To Take a Buck

At age ten (1945) I asked my uncle Jack how to hunt a big buck. “You have to be at the right place at the right time,” he said. Though confusing at first, early in my later whitetail studies I discovered this was a very good answer no matter what class of whitetail you wish to take.

It’s simple. The “right place” is a trail or site being used by a big buck (or other deer) during any day of a hunting season, which will very likely be same trail, site or vicinity the deer will pass through or spend time in during the next three whitetail feeding periods—unless alarmed by a hunter, including you, in the vicinity meanwhile. The right place” will be made evident by very fresh tracks and/or droppings of a walking deer (differing sizes of tracks and droppings reveal classes of deer that made them).

 The “right time” is simple too. Whitetails are most active (during hours they can be hunted), doing almost everything they do in addition to feeding and drinking water, in the morning between first light and ten AM and in the evening between two hours before sunset until dark. If you know how various factors such as differing weather and the five phases of the rut alter these hours, you can narrow it down further.
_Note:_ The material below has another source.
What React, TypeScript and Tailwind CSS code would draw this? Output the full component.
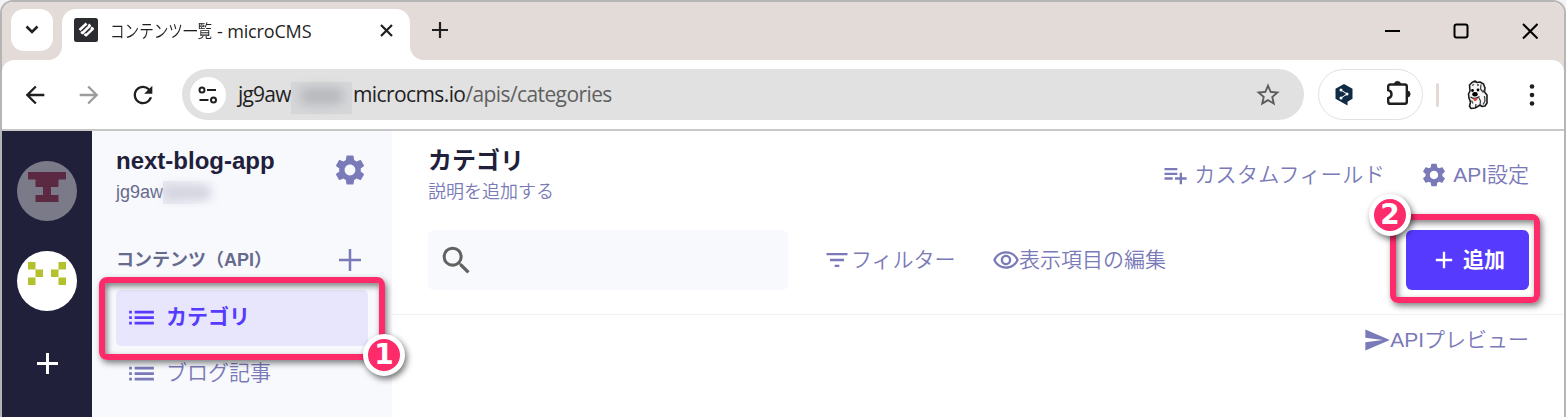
import React from "react";
import {
  MdAdd, MdArrowBack, MdArrowForward, MdFilterList, MdList, MdOutlineRemoveRedEye,
  MdPlaylistAdd, MdRefresh, MdSearch, MdSend, MdSettings, MdStarBorder,
} from "react-icons/md";

const UI = "font-['Open_Sans','Noto_Sans_CJK_JP',sans-serif]";
const APP = "font-['Liberation_Sans','Noto_Sans_CJK_JP',sans-serif]";

function TabStrip() {
  return (
    <div className="flex h-[58px] shrink-0 items-start bg-[#e3dbd7] pt-[7px] pl-[9px]">
      <button className="flex h-[42px] w-[42px] items-center justify-center rounded-[13px] bg-white">
        <svg width="14" height="10" viewBox="0 0 14 10" fill="none" stroke="#1f1f1f" strokeWidth="2.6"><path d="M1.5 1.5 7 7l5.5-5.5" /></svg>
      </button>
      <div className="relative ml-[9px] flex h-[51px] w-[348px] items-start rounded-t-[14px] bg-white pt-[9px] pl-3">
        <svg className="absolute bottom-0 -left-[14px]" width="14" height="14"><path d="M14 0A14 14 0 0 1 0 14H14Z" fill="#fff" /></svg>
        <svg className="absolute -right-[14px] bottom-0" width="14" height="14"><path d="M0 0A14 14 0 0 0 14 14H0Z" fill="#fff" /></svg>
        <svg width="24" height="24" viewBox="0 0 24 24">
          <rect width="24" height="24" rx="2.5" fill="#2b2c30" />
          <g fill="none" stroke="#fff" strokeWidth="2.5" strokeLinejoin="round"><path d="M5.500 12 12.500 5.500" /><path d="M7 14 8.500 15 15.800 7.800 14.500 6.500" /><path d="M10.500 15.800 12 17.300 18.800 10.800 17 9.500" /></g>
        </svg>
        <div className={`ml-3 flex h-6 w-[270px] items-center whitespace-pre pt-[2px] text-[18px] text-[#1f1f1f] ${UI}`}>
          <span className="w-[107px]"><span className="inline-block origin-left scale-x-[0.81] font-[350]">コンテンツ一覧</span></span>
          <span className="tracking-[-0.15px]">- microCMS</span>
        </div>
        <svg className="mt-[6px]" width="13" height="13" viewBox="0 0 13 13" stroke="#1f1f1f" strokeWidth="2.2"><path d="m1 1 11 11M12 1 1 12" /></svg>
      </div>
      <svg className="mt-[13px] ml-[22px]" width="16" height="16" stroke="#1f1f1f" strokeWidth="2.200"><path d="M8 0v16M0 8h16" /></svg>
      <div className="mt-[14px] mr-[26px] ml-auto flex gap-[53px]">
        <svg width="16" height="16" stroke="#000" strokeWidth="2"><path d="M1 8h15" /></svg>
        <svg width="16" height="16" fill="none" stroke="#000" strokeWidth="2"><rect x="1.500" y="1.500" width="13" height="13" rx="2" /></svg>
        <svg width="16" height="16" stroke="#000" strokeWidth="2"><path d="m1 1 14.500 14.500M15.500 1 1 15.500" /></svg>
      </div>
    </div>
  );
}

function Dog() {
  return (
    <svg width="22" height="30" viewBox="0 0 22 30" strokeLinejoin="round">
      <path d="M2.500 5 5 2.500 8 1l2 1.500L13 2l3.500 2L18 8l-.5 4L20 15v8l-2 3-3 .5-2-1.500-1.500 1L8 28l-4 .5L2.500 26 3.500 22 2 18l-.500-4 1.500-3Z" fill="#f6f6f6" stroke="#1c1c1c" strokeWidth="1.600" />
      <path d="M14 4.500 13.500 9l2.500 3 1.500-2M12 18l1.500 3-.5 4M17.500 16l.5 5-2 3.500M4.500 20.500l1.500 3M9 24l-.5 3M5 5.500l2-1M10 5h2" fill="none" stroke="#444" strokeWidth="1.300" />
      <circle cx="5.500" cy="10.500" r="1.400" /><circle cx="11" cy="10" r="1.400" /><ellipse cx="8" cy="14.300" rx="2.700" ry="2.200" />
      <path d="M3.500 17q4.500 3 9-.5" fill="none" stroke="#222" strokeWidth="1.300" />
      <path d="M6 18.500h5l-2 2.500H7Z" fill="#e5483c" />
    </svg>
  );
}

function Toolbar() {
  return (
    <div className="bg-[#e3dbd7]">
      <div className="flex h-[71px] items-start rounded-t-[12px] border-b-2 border-[#c7c7c7] bg-white pt-[9px]">
        <div className="flex h-[51px] w-[180px] items-center pl-[19px] text-[#1f1f1f]">
          <MdArrowBack size={28} />
          <MdArrowForward size={28} className="ml-[26px] text-[#9c9c9c]" />
          <MdRefresh size={28} className="ml-[26px]" />
        </div>
        <div className={`flex h-[51px] w-[1122px] items-center rounded-full bg-[#e1e1e1] pl-2 text-[21px] text-[#1f1f1f] ${UI}`}>
          <div className="flex h-9 w-9 items-center justify-center rounded-full bg-white">
            <svg width="20" height="18" viewBox="0 0 20 18" fill="none" stroke="#1f1f1f" strokeWidth="2"><circle cx="4" cy="4" r="2.500" /><path d="M9 4h9M1.500 14h9" /><circle cx="15.500" cy="14" r="2.500" /></svg>
          </div>
          <span className="ml-3 w-[53px] tracking-[-0.8px]">jg9aw</span>
          <div className="mt-[6px] h-8 w-[61px] bg-[#d6d7d9] px-2 py-[6px]"><div className="h-4 rounded-full bg-[#b4b6bb] blur-[6px]" /></div>
          <span className="ml-[1px] whitespace-nowrap tracking-[-0.6px]">microcms.io<span className="text-[#5f5f5f]">/apis/categories</span></span>
          <MdStarBorder size={28} className="mr-[22px] ml-auto text-[#5c5c5c]" />
        </div>
        <div className="ml-[14px] flex h-[51px] w-[105px] items-center rounded-full border-[1.5px] border-[#e1e1e1] pl-4">
          <svg width="18" height="22" viewBox="0 0 18 22"><path d="M9 0 17.500 4.800v10L12.500 17.800V21.500L9 19.500.5 14.800v-10Z" fill="#0f2b46" /><path d="m6 6 6 4-6 4" fill="none" stroke="#fff" strokeWidth="1" /><g fill="#fff"><circle cx="6" cy="6" r="1.500" /><circle cx="12" cy="10" r="1.500" /><circle cx="6" cy="14" r="1.500" /></g></svg>
          <svg className="mb-1 ml-[33px] shrink-0" width="26" height="26" viewBox="0 0 26 26"><path d="M2.200 6.500q0-2 2-2h14.600q2 0 2 2v15.300q0 2-2 2H4.200q-2 0-2-2v-3.600q3.300-.8 3.300-4t-3.300-4Z" fill="none" stroke="#1f1f1f" strokeWidth="2.400" /><path d="M8.300 4.500a3.200 3.200 0 0 1 6.400 0ZM21 10.800a3.200 3.200 0 0 1 0 6.400Z" fill="#1f1f1f" stroke="#1f1f1f" strokeWidth=".6" /></svg>
        </div>
        <div className="mt-[14px] ml-[13px] h-6 w-[3px] rounded-full bg-[#e3dad6]" />
        <div className="mt-[11px] ml-7 w-6"><Dog /></div>
        <svg className="mt-[14px] ml-[38px]" width="6" height="24" fill="#1f1f1f"><circle cx="3" cy="3.500" r="2.300" /><circle cx="3" cy="12" r="2.300" /><circle cx="3" cy="20.500" r="2.300" /></svg>
      </div>
    </div>
  );
}

function Rail() {
  return (
    <div className="flex w-[90px] shrink-0 flex-col items-center bg-[#21203a] pt-[30px]">
      <svg width="60" height="60"><circle cx="30" cy="30" r="30" fill="#7b7a88" /><path d="M11 11h38v7.500h-7.500V26H34v8h7.500v7h-23v-7H26v-8h-7.500v-7.500H11Z" fill="#5b2941" /></svg>
      <svg className="mt-[30px]" width="60" height="60"><circle cx="30" cy="30" r="30" fill="#fff" /><path d="M11 11h7.500v7.500H11ZM18.500 18.500H26V26h-7.500ZM11 26.500h7.500V34H11ZM41.500 11H49v7.500h-7.500ZM34 18.500h7.500V26H34ZM41.500 26.500H49V34h-7.500Z" fill="#b3c22c" /></svg>
      <svg className="mt-[42px] ml-[1px]" width="22" height="22" stroke="#fff" strokeWidth="3"><path d="M10.500 0v21M0 10.500h21" /></svg>
    </div>
  );
}

function Badge({ n, className }: { n: number; className: string }) {
  return (
    <div className={`absolute flex h-[42px] w-[42px] items-center justify-center rounded-full border-[5px] border-white bg-[#fe2b6b] font-['DejaVu_Sans',sans-serif] text-[28px] leading-none font-bold text-white shadow-[2px_3px_6px_rgba(0,0,0,0.55)] ${className}`}><span className="-mt-px">{n}</span></div>
  );
}

function Sidebar() {
  return (
    <div className="w-[300px] shrink-0 bg-[#f8f9fd] pt-[15px] pl-6">
      <div className="flex h-[97px] w-[252px]">
        <div className="w-[216px]">
          <div className="text-[24px] leading-[30px] font-bold text-[#21203a]">next-blog-app</div>
          <div className="flex h-8 items-center text-[18px] text-[#666a8c]">
            <span className="w-[47px]">jg9aw</span>
            <div className="h-[23px] w-[57px] bg-linear-to-r from-[#e8e9f0] to-[#f8f9fd] py-1"><div className="h-[15px] w-12 rounded-full bg-[#d3d4e0] blur-[5px]" /></div>
          </div>
        </div>
        <MdSettings size={36} className="mt-[6px] shrink-0 text-[#7a7ab8]" />
      </div>
      <div className="flex h-[33px] w-[252px] items-center text-[18px] font-bold text-[#666a8c]">
        <span className="w-[223px] pt-[2px] whitespace-nowrap">コンテンツ（API）</span>
        <svg width="22" height="22" stroke="#7a7ab8" strokeWidth="2.500"><path d="M11 0v22M0 11h22" /></svg>
      </div>
      <div className="relative mt-[14px] flex h-14 w-[252px] items-center rounded-[5px] bg-[#e8e6fd] pl-[9px] text-[21px] font-bold text-[#563bff]">
        <MdList size={33} className="mb-[2px]" /><span className="mb-[2px] ml-[8px]">カテゴリ</span>
        <div className="absolute -top-[13px] -left-[17px] h-[83px] w-[286px] rounded-[8px] border-[6px] border-[#fe2b6b] shadow-[2px_3px_6px_rgba(0,0,0,0.5),inset_2px_3px_6px_rgba(0,0,0,0.5)]" />
        <Badge n={1} className="top-[44px] left-[247px]" />
      </div>
      <div className="flex h-[54px] items-center pl-[9px] text-[21px] font-[350] text-[#7a7ab8]">
        <MdList size={33} /><span className="ml-[8px]">ブログ記事</span>
      </div>
    </div>
  );
}

function Main() {
  return (
    <div className="flex-1 text-[21px] font-[350] text-[#7a7ab8]">
      <div className="flex h-[184px] flex-col border-b border-[#f0f1f6] pl-9">
        <div className="flex h-[99px] justify-between pr-[35px]">
          <div className="pt-[13px]">
            <div className="text-[24px] leading-[34px] font-bold text-[#21203a]">カテゴリ</div>
            <div className="text-[18px] leading-[28px]">説明を追加する</div>
          </div>
          <div className="flex h-[87px] items-center whitespace-nowrap">
            <MdPlaylistAdd size={28} /><span className="ml-[5px] w-[190px] tracking-[0.4px]">カスタムフィールド</span>
            <MdSettings size={28} className="ml-[36px]" /><span className="ml-[5px]">API設定</span>
          </div>
        </div>
        <div className="flex h-[60px] items-center pr-[35px] whitespace-nowrap">
          <div className="flex h-[60px] w-[360px] items-center rounded-[6px] bg-[#f8f9fd] pl-[10px]"><MdSearch size={37} className="text-[#616161]" /></div>
          <MdFilterList size={28} className="ml-[35px]" /><span className="w-[105px]">フィルター</span>
          <MdOutlineRemoveRedEye size={28} className="ml-[36px]" /><span className="-ml-px">表示項目の編集</span>
          <div className="relative ml-auto flex h-[60px] w-[123px] items-center rounded-[6px] bg-[#563bff] pl-[24px] font-bold text-white">
            <MdAdd size={28} /><span className="ml-[5px]">追加</span>
            <div className="absolute -top-[16px] -left-[16px] h-[89px] w-[150px] rounded-[8px] border-[6px] border-[#fe2b6b] shadow-[2px_3px_6px_rgba(0,0,0,0.5),inset_2px_3px_6px_rgba(0,0,0,0.5)]" />
            <Badge n={2} className="-top-[36px] -left-[37px]" />
          </div>
        </div>
      </div>
      <div className="flex h-[50px] items-center justify-end pr-[35px]"><MdSend size={28} /><span className="-ml-px">APIプレビュー</span></div>
    </div>
  );
}

export default function App() {
  return (
    <div className="h-[417px] w-[1566px] overflow-hidden bg-[#f3f3f3]">
      <div className={`flex h-[417px] flex-col overflow-hidden rounded-t-[13px] border-2 border-b-0 border-[#b5b5b5] bg-white ${APP}`}>
        <TabStrip />
        <Toolbar />
        <div className="flex min-h-0 flex-1"><Rail /><Sidebar /><Main /></div>
      </div>
    </div>
  );
}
 The problem is, how can you get close enough to the right spot at the right time for an easy shot before the deer there realizes you are approaching and sneaks away unseen and unheard or bounds noisily away with all possible speed, thereafter avoiding the site? This is the part of deer hunting that requires knowledge of whitetail habits and behavior during hunting seasons, special (wolf-like) hunting skills afoot, alertness, patience and the ability to make it very difficult for nearby whitetails to discover and identify you via airborne and trail  scents, sounds characteristic of hunting humans, motions and your unique human silhouette. Sometimes you get lucky, but over the long run you generally get what you earn via your application of your level of knowlwedge and skills in whitetail hunting.